Rust, Ownership, and Iteration

Alexis Beingessner

Carleton University + Mozilla Research

rendered: http://cglab.ca/~abeinges/talks/iter-easy/

raw: http://cglab.ca/~abeinges/talks/iter-easy/index.md

Rust!

A new systems programming language!

1.0 released this spring: http://rust-lang.org/

Great Free Books:

Why?

Web browsers are awful today

Why?

Web browsers are awful tomorrow

What's Rust?

http://blog.rust-lang.org/2015/04/10/Fearless-Concurrency.html

Faster than C++

Technically impossible -- but true "at scale"

Faster than C++

Servo is a rewrite of Firefox's layout engine in Rust.

https://github.com/servo/servo

Safer than Java

Rust is completely memory/type-safe like Java:

All the usual stuff

Safer than Java

But also has more:

"If it compiles, it works"

Practical and Usable

No big paradigm-shifting changes.

Still imperative and statically typed, like C++ and Java.

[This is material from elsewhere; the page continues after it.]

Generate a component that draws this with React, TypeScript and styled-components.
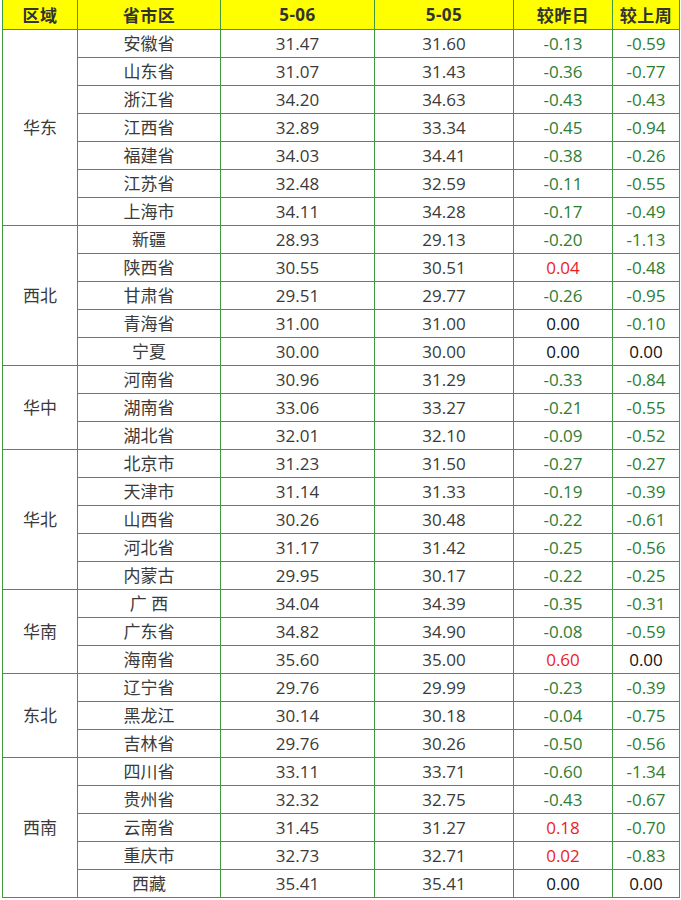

Has inference and other niceties that those languages lack.

Simple things are still simple (or simpler).

Practical and Usable

Can seem harder to write at first; lots of compiler errors

"Fighting the compiler" is a common experience for new users

But most find that the compiler was actually right

(so this is just saving you time down the road)

Practical and Usable

let mut bad_count = 0;
for name in names {
    if name.contains("cat") {
        println!("Kitty! {}", name);
    } else {
        bad_count += 1;
    }
}
println!("Found {} non-cats", bad_count);

What does Rust do different?

Ownership!

Many problems boil down to bad data ownership

Example 1

A classic mistake to make in C++:

fn to_string(input: &u32) -> &String {
    let string = format!("{}", input);
    return &string;
}

Trying to return a pointer to a local variable.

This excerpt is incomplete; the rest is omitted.